Like I mentioned before my friend prayed at a Christian church even though she was brought up as a Muslim. Before I met her I didn’t know that was a possible choice. I have had friends and relatives who choose from multiple religions because of having parents from different backgrounds but I had never seen this dynamic where prayer was given to one god under another god’s roof. Could it be the choices we think we can choose are limited by our imagination?

Choices we have

While I have avoided dressing up for religious festivals, I have always wanted to do cosplay. But I never had a place to go to all dressed up, until my friend’s sister introduced me to her cosplay friends. At first, it was way weird because everyone was relatively young but it seemed age wasn’t a factor in cosplay circles. Choice of wanting to engage in cosplay it seemed didn’t have requirements at all other than being comfortable looking like a complete dork. Today every time I get the thought “Is this age-appropriate?” I tell myself “Let me give it a go and see”

Like my age wasn’t a restriction for me and their parent’s religion not a restriction for my colleagues. Sometimes it’s easy to be blind to the choices we have due to glass ceilings or even personal physiological barriers. At times these restrictions make us think of life decisions in black and white. When my friend started working her night shifts most of my university group-mates were sceptical, they would say a girl can’t work night shifts, it’s inappropriate or too challenging! But her brave choice to continue working would change most of the group’s attitude towards night shifts within a year.

Morals

That day when I first heard my friend’s father’s story I felt uneasy. Buying tickets and keeping them so that he could sell them at a higher price seemed unethical to me. Luckily I didn’t pass judgment. I had plenty of time to listen to the whole story. I relived his story while he was telling it, trying to feel what it was like to escape his country and pursue relative freedoms in another. It was amazing to realize the struggles he went through to find a better living for his family. It seemed to me that I probably might have chosen the same actions were I in his shoes. Now that in my mind I had taken those same actions I had morally recognized that reselling tickets was something acceptable to do.

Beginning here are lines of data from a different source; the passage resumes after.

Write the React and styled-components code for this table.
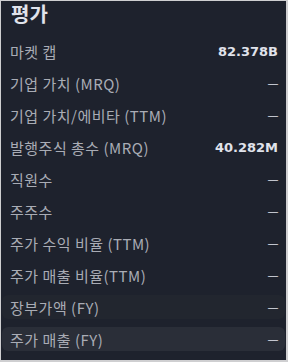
import React from 'react';
import styled, { createGlobalStyle } from 'styled-components';

const GlobalStyle = createGlobalStyle`
  html, body {
    margin: 0;
    padding: 0;
    background: #cfcfd1;
  }
  body {
    font-family: "Noto Sans CJK KR", "DejaVu Sans", sans-serif;
  }
`;

const rows = [
  { label: '마켓 캡', value: '82.378B' },
  { label: '기업 가치 (MRQ)' },
  { label: '기업 가치/에비타 (TTM)' },
  { label: '발행주식 총수 (MRQ)', value: '40.282M' },
  { label: '직원수' },
  { label: '주주수' },
  { label: '주가 수익 비율 (TTM)' },
  { label: '주가 매출 비율(TTM)' },
  { label: '장부가액 (FY)', tone: 'soft' },
  { label: '주가 매출 (FY)', tone: 'hover' },
];

function App() {
  return (
    <>
      <GlobalStyle />
      <Panel>
        <Title>평가</Title>
        <List>
          {rows.map((row) => (
            <Row key={row.label} $tone={row.tone}>
              <Label>{row.label}</Label>
              {row.value ? <Value>{row.value}</Value> : <Dash>—</Dash>}
            </Row>
          ))}
        </List>
      </Panel>
    </>
  );
}

export default App;

const Panel = styled.div`
  width: 285px;
  height: 359px;
  margin: 1px 2px 2px 1px;
  background: #1e222d;
  box-sizing: border-box;
  padding: 0 1px 0 1px;
`;

const Title = styled.div`
  height: 26px;
  line-height: 26px;
  padding-left: 9px;
  margin-bottom: 12px;
  font-size: 20px;
  font-weight: 700;
  color: #e0e3eb;
`;

const List = styled.div`
  display: flex;
  flex-direction: column;
  gap: 8px;
`;

const rowBg = {
  soft: '#22262f',
  hover: '#2a2e38',
};

const Row = styled.div`
  display: flex;
  align-items: center;
  justify-content: space-between;
  height: 24px;
  padding: 0 7px 0 8px;
  border-radius: 6px;
  background: ${(p) => rowBg[p.$tone] || 'transparent'};
`;

const Label = styled.span`
  font-size: 15px;
  letter-spacing: 0.5px;
  color: #a9acb5;
  white-space: nowrap;
`;

const Value = styled.span`
  font-family: "DejaVu Sans", sans-serif;
  font-size: 13px;
  font-weight: 700;
  color: #e0e3eb;
`;

const Dash = styled.span`
  font-family: "Liberation Sans", sans-serif;
  font-size: 10px;
  color: #e0e3eb;
`;
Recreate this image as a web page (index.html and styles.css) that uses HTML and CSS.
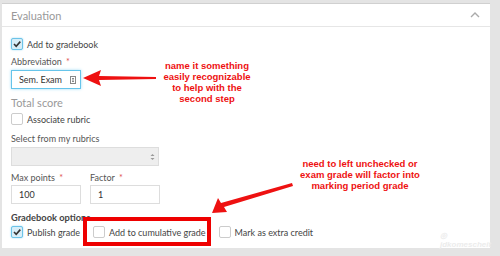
FILE: index.html
```html
<!DOCTYPE html>
<html lang="en">
<head>
    <meta charset="UTF-8">
    <title>Evaluation</title>
    <link rel="stylesheet" href="styles.css">
</head>
<body>
    <div class="panel">
        <div class="panel-head">
            <span>Evaluation</span>
            <svg class="chevron" width="10" height="6" viewBox="0 0 10 6"><path d="M1 5 L5 1 L9 5" fill="none" stroke="#aaa" stroke-width="1.4"/></svg>
        </div>
        <div class="panel-body">
            <div class="check-row first">
                <span class="box checked"><svg width="10" height="10" viewBox="0 0 10 10"><path d="M2 5 L4.2 7.3 L8.3 2.6" fill="none" stroke="#333" stroke-width="1.6"/></svg></span>
                <span>Add to gradebook</span>
            </div>
            <div class="field-label">Abbreviation <span class="req">*</span></div>
            <div class="text-input focused">
                <span>Sem. Exam</span>
                <svg class="field-icon" width="6" height="8" viewBox="0 0 6 8"><rect x="0.5" y="0.5" width="5" height="7" fill="none" stroke="#888"/><path d="M2 2.5h2M2 4h2M2 5.5h2" stroke="#888"/></svg>
            </div>
            <div class="section-title">Total score</div>
            <div class="check-row rubric">
                <span class="box"></span>
                <span>Associate rubric</span>
            </div>
            <div class="field-label spaced">Select from my rubrics</div>
            <div class="select">
                <svg width="5" height="8" viewBox="0 0 5 8"><path d="M0.5 3 L2.5 1 L4.5 3 Z M0.5 5 L2.5 7 L4.5 5 Z" fill="#999"/></svg>
            </div>
            <div class="pair">
                <div>
                    <div class="field-label">Max points <span class="req">*</span></div>
                    <div class="text-input tight">100</div>
                </div>
                <div>
                    <div class="field-label">Factor <span class="req">*</span></div>
                    <div class="text-input tight">1</div>
                </div>
            </div>
            <div class="options-title">Gradebook options</div>
            <div class="options">
                <div class="check-row">
                    <span class="box checked"><svg width="10" height="10" viewBox="0 0 10 10"><path d="M2 5 L4.2 7.3 L8.3 2.6" fill="none" stroke="#333" stroke-width="1.6"/></svg></span>
                    <span>Publish grade</span>
                </div>
                <div class="check-row">
                    <span class="box"></span>
                    <span>Add to cumulative grade</span>
                </div>
                <div class="check-row">
                    <span class="box"></span>
                    <span>Mark as extra credit</span>
                </div>
            </div>
        </div>
    </div>

    <!-- annotations drawn over the screenshot -->
    <div class="note note-one">name it something<br>easily recognizable<br>to help with the<br>second step</div>
    <div class="note note-two">need to left unchecked or<br>exam grade will factor into<br>marking period grade</div>
    <div class="red-box"></div>
    <svg class="arrows" width="500" height="256" viewBox="0 0 500 256">
        <path d="M83 78 L101 70 L99 76 L156 77 L156 79 L99 80 L101 86 Z" fill="#ee1111"/>
        <path d="M212 213 L218 198 L221 203 L292 183 L293 186 L224 207 L227 212 Z" fill="#ee1111"/>
    </svg>
    <div class="watermark">◎ jdkomescheit</div>
</body>
</html>
```

FILE: styles.css
```css
body {
    margin: 0;
    width: 500px;
    height: 256px;
    background: #e4e4e4;
    font-family: 'Lato', 'Open Sans', sans-serif;
    color: #444;
    position: relative;
    overflow: hidden;
}
.panel {
    margin: 3px 0 0 2px;
    width: 488px;
    height: 245px;
    background: white;
    border-top: 1px solid #d0d0d0;
    box-sizing: border-box;
}
.panel-head {
    height: 22px;
    padding: 0 10px 0 9px;
    display: flex;
    align-items: center;
    justify-content: space-between;
    border-bottom: 1px solid #e6e6e6;
    color: #999;
    font-size: 11px;
}
.panel-body {
    padding: 0 9px;
    font-size: 9px;
}
.check-row {
    display: flex;
    align-items: center;
    gap: 4px;
    height: 12px;
    color: #444;
    font-size: 9px;
    white-space: nowrap;
}
.check-row.first {
    margin-top: 11px;
}
.box {
    flex: none;
    width: 12px;
    height: 12px;
    box-sizing: border-box;
    border: 1px solid #ccc;
    border-radius: 2px;
    background: white;
    display: flex;
    align-items: center;
    justify-content: center;
}
.box.checked {
    border-color: #6cc3e8;
    background: #d8eef8;
    box-shadow: 0 0 2px #9ad8f2;
}
.field-label {
    margin-top: 6px;
    height: 12px;
    line-height: 12px;
    font-size: 9px;
    color: #555;
}
.field-label.spaced {
    margin-top: 8px;
}
.req {
    color: #e05050;
    margin-left: 2px;
}
.text-input {
    margin-top: 2px;
    width: 70px;
    height: 19px;
    box-sizing: border-box;
    border: 1px solid #ddd;
    padding: 0 4px 0 7px;
    display: flex;
    align-items: center;
    justify-content: space-between;
    font-size: 9px;
    color: #333;
    white-space: nowrap;
}
.text-input.focused {
    border-color: #66c4ea;
    box-shadow: 0 0 3px #a6def5;
}
.text-input.tight {
    margin-top: 1px;
}
.section-title {
    margin-top: 7px;
    height: 14px;
    line-height: 14px;
    font-size: 11px;
    color: #999;
}
.check-row.rubric {
    margin-top: 3px;
}
.select {
    margin-top: 2px;
    width: 148px;
    height: 19px;
    box-sizing: border-box;
    background: #eeeeee;
    border: 1px solid #ddd;
    display: flex;
    align-items: center;
    justify-content: flex-end;
    padding-right: 3px;
}
.pair {
    display: flex;
    gap: 9px;
}
.options-title {
    margin-top: 8px;
    height: 12px;
    line-height: 12px;
    font-size: 9.3px;
    font-weight: bold;
    color: #444;
}
.options {
    margin-top: 2px;
    display: flex;
    gap: 13px;
}
.note {
    position: absolute;
    font-family: 'Liberation Sans', Arial, sans-serif;
    font-weight: bold;
    font-size: 9.5px;
    line-height: 11px;
    color: #ee1111;
    text-align: center;
}
.note-one {
    left: 147px;
    top: 60px;
    width: 120px;
}
.note-two {
    left: 290px;
    top: 158px;
    width: 140px;
}
.red-box {
    position: absolute;
    left: 83px;
    top: 217px;
    width: 128px;
    height: 29px;
    box-sizing: border-box;
    border: 4px solid #ee0000;
}
.arrows {
    position: absolute;
    left: 0;
    top: 0;
}
.watermark {
    position: absolute;
    left: 440px;
    top: 231px;
    font-family: 'Liberation Sans', Arial, sans-serif;
    font-style: italic;
    font-weight: bold;
    font-size: 8px;
    color: #ececec;
}
```
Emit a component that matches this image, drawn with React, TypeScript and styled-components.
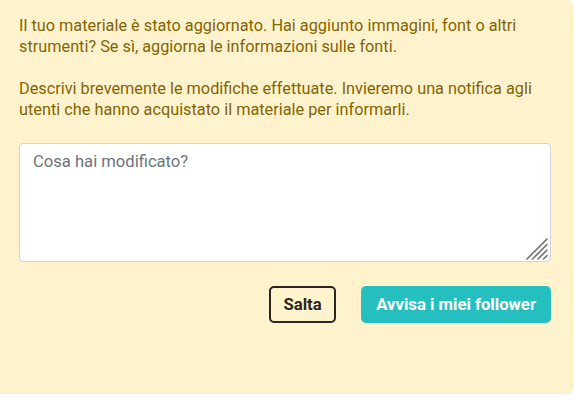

It didn’t stop there, the generosity they showed to strangers by sharing their emotions, lives, and humility, not just the food like many of us do changed my attitudes as well. Days like new years that I thought were supposed to be exclusively for the family now I see differently. Don’t take me wrong …… brought up with Buddhist backgrounds, donations and giving was a part of my culture, but that day I felt that all my life I had given things I could spare. Extra food, Plain Clothing, Empty Prayer…. ‘‘Giving’’, I learned that day was different.

We think religious institutes give us morals, instead what they do is help us cope with the morals we make for ourselves. Morals are formed from our choices. Religion just helps us to make those choices without analyzing data or taking responsibility for our actions or the consequences. There is nothing inherently good or bad about this, It’s not practical to analyze everything in the world as individuals… Although, understanding how each individual’s morals form might be the first step to stop seeing the world in black and white, and see the colors we never knew existed. If we are humble enough it might even help reflect ourselves more vividly and free us from chains we never knew we had.